Gallery: Sérvulo - Full Life and Work
|Twentieth century Peruvian art has one of its most notable and
personal examples in Sérvulo Gutiérrez (1914-1961). An ambitious exhibit of his works on
display from September 10th to November 8th in the Lima Art Museum, made the public
viewing of his art possible, and which, despite its acceptance and initial success did not
generate a group of followers.
Desert, valley and oasis. Ica, the city where Sérvulo Gutiérrez was born, was the starting point for a sensitive and innate talent which led him to express himself through drawings, since his early childhood days. His first works: portraits, landscapes and the image of the Señor de Luren (Lord of Luren), allowed him to develop, in several stages and with diverse styles, an extraordinary capability of creative freedom and a full display of his expressiveness.

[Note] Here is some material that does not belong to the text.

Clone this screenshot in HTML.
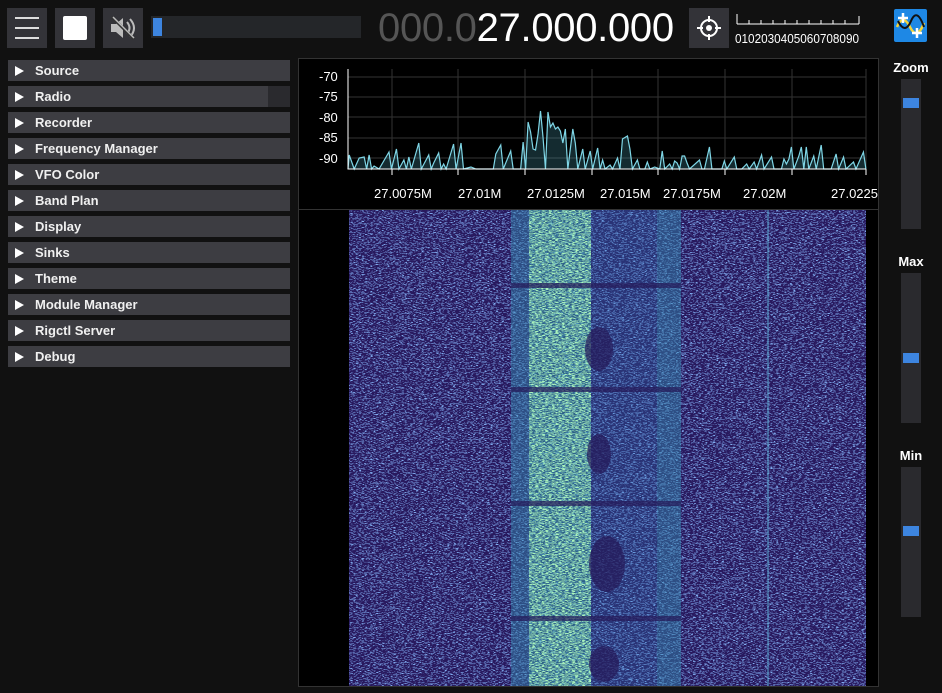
<!DOCTYPE html>
<html><head><meta charset="utf-8"><style>
*{margin:0;padding:0;box-sizing:border-box}
body{width:942px;height:693px;background:#111111;font-family:"Liberation Sans",sans-serif;color:#fff;position:relative;overflow:hidden}
.a{position:absolute}
.btn{background:#333338;}
.hdr{position:absolute;left:8px;width:282px;height:21px;background:#3d3d42;font-size:13px;font-weight:bold;color:#f0f0f0;line-height:21px;padding-left:27px}
.hdr:before{content:"";position:absolute;left:7px;top:6px;border-left:9px solid #fff;border-top:5px solid transparent;border-bottom:5px solid transparent}
.sl{position:absolute;left:901px;width:20px;background:#2a2a2e}
.knob{position:absolute;left:2px;width:16px;height:10px;background:#3d85e0}
.lbl{position:absolute;width:60px;left:881px;text-align:center;font-size:13px;font-weight:bold}
</style></head><body>
<div class="a btn" style="left:7px;top:8px;width:40px;height:40px"></div>
<div class="a" style="left:15px;top:17px;width:24px;height:2px;background:#ddd"></div>
<div class="a" style="left:15px;top:27px;width:24px;height:2px;background:#ddd"></div>
<div class="a" style="left:15px;top:37px;width:24px;height:2px;background:#ddd"></div>
<div class="a btn" style="left:55px;top:8px;width:40px;height:40px"></div>
<div class="a" style="left:63px;top:16px;width:24px;height:24px;background:#fff;border-radius:2px"></div>
<div class="a btn" style="left:103px;top:8px;width:40px;height:40px"></div>
<svg class="a" style="left:108px;top:13px" width="30" height="30" viewBox="0 0 30 30"><path d="M3 11h5l7-6v20l-7-6H3z" fill="#bbb"/><path d="M19 9q5 6 0 12M22 6q8 9 0 18" stroke="#bbb" stroke-width="2" fill="none"/><path d="M4 4l22 22" stroke="#333" stroke-width="3"/><path d="M5 4l21 21" stroke="#bbb" stroke-width="1.5"/></svg>
<div class="a" style="left:151px;top:16px;width:210px;height:22px;background:#242629"></div>
<div class="a" style="left:153px;top:18px;width:9px;height:18px;background:#3d85e0"></div>
<div class="a" style="left:378px;top:4px;font-size:40px;line-height:48px;color:#555;letter-spacing:-0.3px">000.0<span style="color:#fff">27.000.000</span></div>
<div class="a btn" style="left:689px;top:8px;width:40px;height:40px"></div>
<svg class="a" style="left:694px;top:13px" width="30" height="30" viewBox="0 0 30 30"><circle cx="15" cy="15" r="8" stroke="#fff" stroke-width="2" fill="none"/><circle cx="15" cy="15" r="3" fill="#fff"/><path d="M15 3v6M15 21v6M3 15h6M21 15h6" stroke="#fff" stroke-width="2"/></svg>
<svg class="a" style="left:735px;top:12px" width="130" height="34"><path d="M2 2v10M2 12h122M124 4v8" stroke="#fff" stroke-width="1"/><g stroke="#fff"><path d="M14 8v4M26 8v4M38 8v4M50 8v4M62 8v4M74 8v4M86 8v4M98 8v4M110 8v4"/></g><text x="0" y="31" font-size="13" fill="#fff" font-family="Liberation Sans" textLength="124" lengthAdjust="spacingAndGlyphs">0102030405060708090</text></svg>
<svg class="a" style="left:894px;top:9px" width="33" height="33" viewBox="0 0 33 33"><rect width="33" height="33" rx="2" fill="#1e88e5"/><path d="M3 18q6-14 13 0t14-4" stroke="#f3d43b" stroke-width="2.5" fill="none"/><path d="M4 12q7 14 13 0t13 6" stroke="#111" stroke-width="2" fill="none"/><path d="M9 4v10M4 9h10M23 19v10M18 24h10" stroke="#fff" stroke-width="2.5"/></svg>
<div class="hdr" style="top:60px">Source</div>
<div class="hdr" style="top:86px">Radio<div class="a" style="right:0;top:0;width:22px;height:21px;background:#2a2a2e"></div></div>
<div class="hdr" style="top:112px">Recorder</div>
<div class="hdr" style="top:138px">Frequency Manager</div>
<div class="hdr" style="top:164px">VFO Color</div>
<div class="hdr" style="top:190px">Band Plan</div>
<div class="hdr" style="top:216px">Display</div>
<div class="hdr" style="top:242px">Sinks</div>
<div class="hdr" style="top:268px">Theme</div>
<div class="hdr" style="top:294px">Module Manager</div>
<div class="hdr" style="top:320px">Rigctl Server</div>
<div class="hdr" style="top:346px">Debug</div>
<div class="a" style="left:298px;top:58px;width:581px;height:629px;border:1px solid #333;background:#000"></div>
<svg class="a" style="left:299px;top:59px" width="579" height="627">
<defs>
<filter id="n" x="0" y="0" width="100%" height="100%"><feTurbulence type="fractalNoise" baseFrequency="0.35 2.2" numOctaves="2" seed="3"/><feColorMatrix values="0 0 0 0 0.22  0 0 0 0 0.42  0 0 0 0 0.88  0 0 0 -7 3.3"/></filter>
<filter id="g" x="0" y="0" width="100%" height="100%"><feTurbulence type="fractalNoise" baseFrequency="0.3 1.8" numOctaves="2" seed="7"/><feColorMatrix values="0 0 0 0 0.4  0 0 0 0 0.9  0 0 0 0 0.5  0 0 0 -6 3.3"/></filter>
</defs>
<g stroke="#333" stroke-width="1">
<path d="M49 18H567M49 38H567M49 58H567M49 79H567M49 99H567"/>
<path d="M93 10V110M159 10V110M226 10V110M293 10V110M359 10V110M426 10V110M493 10V110M567 10V110"/>
</g>
<g fill="#fff" font-size="13" font-family="Liberation Sans">
<text x="20" y="22">-70</text><text x="20" y="42">-75</text><text x="20" y="63">-80</text><text x="20" y="83">-85</text><text x="20" y="104">-90</text>
<text x="75" y="139">27.0075M</text><text x="159" y="139">27.01M</text><text x="228" y="139">27.0125M</text><text x="301" y="139">27.015M</text><text x="364" y="139">27.0175M</text><text x="444" y="139">27.02M</text><text x="532" y="139">27.0225</text>
</g>
<polyline transform="translate(49 0) scale(1.242 1) translate(-49 0)" vector-effect="non-scaling-stroke" fill="rgba(80,170,190,0.25)" stroke="#7fd6e6" stroke-width="1.2" points="49,110 50,96 54,110 58,99 62,98 64,110 66,96 68,110 70,107 74,110 82,93 84,110 88,90 90,110 94,101 96,110 98,98 100,110 106,84 108,110 114,96 116,110 118,104 122,94 124,110 126,105 128,110 134,85 136,110 140,84 142,110 148,108 152,110 166,110 168,95 172,86 174,110 180,92 182,110 188,110 190,83 192,110 194,63 196,73 198,90 200,91 202,75 204,52 206,78 208,110 210,53 212,68 214,64 216,70 218,68 220,72 222,84 224,70 226,110 230,70 232,84 234,110 238,90 240,110 244,92 246,110 250,89 252,110 254,101 256,110 260,106 262,110 266,99 268,110 270,80 274,77 276,90 278,110 282,101 284,110 288,110 290,103 292,110 296,108 300,110 302,92 304,110 308,105 310,110 312,102 314,104 316,110 318,97 320,97 322,104 324,110 332,101 334,110 336,110 340,88 342,110 350,110 352,102 354,110 360,98 362,110 366,110 370,105 372,110 376,103 378,110 382,96 384,110 390,98 392,110 398,110 400,100 402,105 404,100 406,88 408,110 412,97 414,88 416,110 418,88 420,110 424,97 426,110 430,86 432,110 438,110 442,95 444,110 448,98 450,110 456,103 458,110 464,93 466,110"/>
<path d="M49 10V110H567" stroke="#fff" stroke-width="1" fill="none"/>
<path d="M93 110v6M159 110v6M226 110v6M293 110v6M359 110v6M426 110v6M493 110v6M567 110v6" stroke="#fff"/>
<rect x="0" y="150" width="579" height="1" fill="#333"/>
<rect x="50" y="151" width="517" height="476" fill="#28195e"/>
<rect x="50" y="151" width="517" height="476" filter="url(#n)"/>
<rect x="212" y="151" width="170" height="476" fill="#2e6fae" opacity="0.3"/>
<rect x="230" y="151" width="62" height="476" fill="#30a0a0" opacity="0.4"/>
<rect x="230" y="151" width="62" height="476" filter="url(#g)"/>
<rect x="212" y="151" width="18" height="476" fill="#3aa0b0" opacity="0.25"/>
<rect x="358" y="151" width="24" height="476" fill="#3aa0b0" opacity="0.25"/>
<g fill="#251a5a" opacity="0.7">
<rect x="212" y="224" width="170" height="5"/><rect x="212" y="328" width="170" height="5"/><rect x="212" y="442" width="170" height="5"/><rect x="212" y="557" width="170" height="5"/>
<ellipse cx="300" cy="290" rx="14" ry="22"/><ellipse cx="300" cy="395" rx="12" ry="20"/><ellipse cx="308" cy="505" rx="18" ry="28"/><ellipse cx="305" cy="605" rx="15" ry="18"/>
</g>
<rect x="468" y="151" width="2" height="476" fill="#5aa8d0" opacity="0.5"/>
</svg>
<div class="lbl" style="top:60px">Zoom</div>
<div class="sl" style="top:79px;height:150px"><div class="knob" style="top:19px"></div></div>
<div class="lbl" style="top:254px">Max</div>
<div class="sl" style="top:273px;height:150px"><div class="knob" style="top:80px"></div></div>
<div class="lbl" style="top:448px">Min</div>
<div class="sl" style="top:467px;height:150px"><div class="knob" style="top:59px"></div></div>
</body></html>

Not quite a teenager when his mother passed away, Sérvulo arrived in Lima and joined the family of his eldest brother Alberto, a well-known restorer who taught him his initial techniques.
Buenos Aires (where he traveled to as part of a Peruvian boxing delegation) and Paris are the two environments in which this artist suffered experiences that would inevitably affect him for the rest of his life. His contact with other places and people not only gave him a new sense of direction, but also formed the character of his images. His overflowing vitality led him to capture and enjoy the bohemian spirit that would accompany him until his death. His return to both Lima and Buenos Aires also influenced his decision to take up art as his life´s work.
Self made artist
It is unknown whether Sérvulo actually attended an academy, or was the pupil of a professor, such as the artist Emilio Pettoruti, for whom Gutiérrez professed his outspoken admiration and respect. Pettoruti, a disciplined, intelligent and determined man, a defender of modern art sought by the spirit of those times, deeply influenced Sérvulo.
The portraits of Claudine, of close kin, rooftop images and urban scenes of Buenos Aires, painted between 1944 and 1946 stem from Sérvulos´ contact with artists proposing new forms of interpreting and representing reality.
In 1946, Sérvulo began to exercise a chromatic freedom without complexes. The use of complements, the rich quality of the formal mass based on blues, yellows and browns, all properly arranged, allowed him to achieve a personal and final rhetoric. The memorable portraits of Chepa Schwab and Doris Gibson, and even his self-portrait, in which his search for the colors of the soul invades the overall scene, are from this stage.
Gutiérrez discovered that painting is color; that the line is not final and is an unwanted limitation for his ambitions of expression. This intense feeling led him to abandon precision drawing. He moved toward the ´rhythm` of the rebellious masses, and once mastered, he continued on to portray the idea of an internal, intimate and shared landscape, to illustrate his initial experiences.
His trips to Ica would become more frequent. By 1951, this city was a motivating factor in his paintings of Laguna Huacachina, La Huega, the desert, palm trees, the Huarangos and the always stunning Ica sunsets.
His paintings of Christ´s image and numerous sketches remain engraved in some very unexpected places: wrapping paper, scarves, napkins, cardboard, and just about any public space he could find. This frenzy of work was encouraged by deep anxiety while a continuously rushed and pressing lifestyle slowly weakened his physical and spiritual resources.
An extensive and coherent collection of works remain as a result of his absolute sincerity by achieving self-acceptance, free from fears or prejudices, with no intentions other than expressing his limitations. Because of this loyalty towards his true self, based on talent and energy, we admire his works with their qualities and faults, corresponding to a fulfilling life.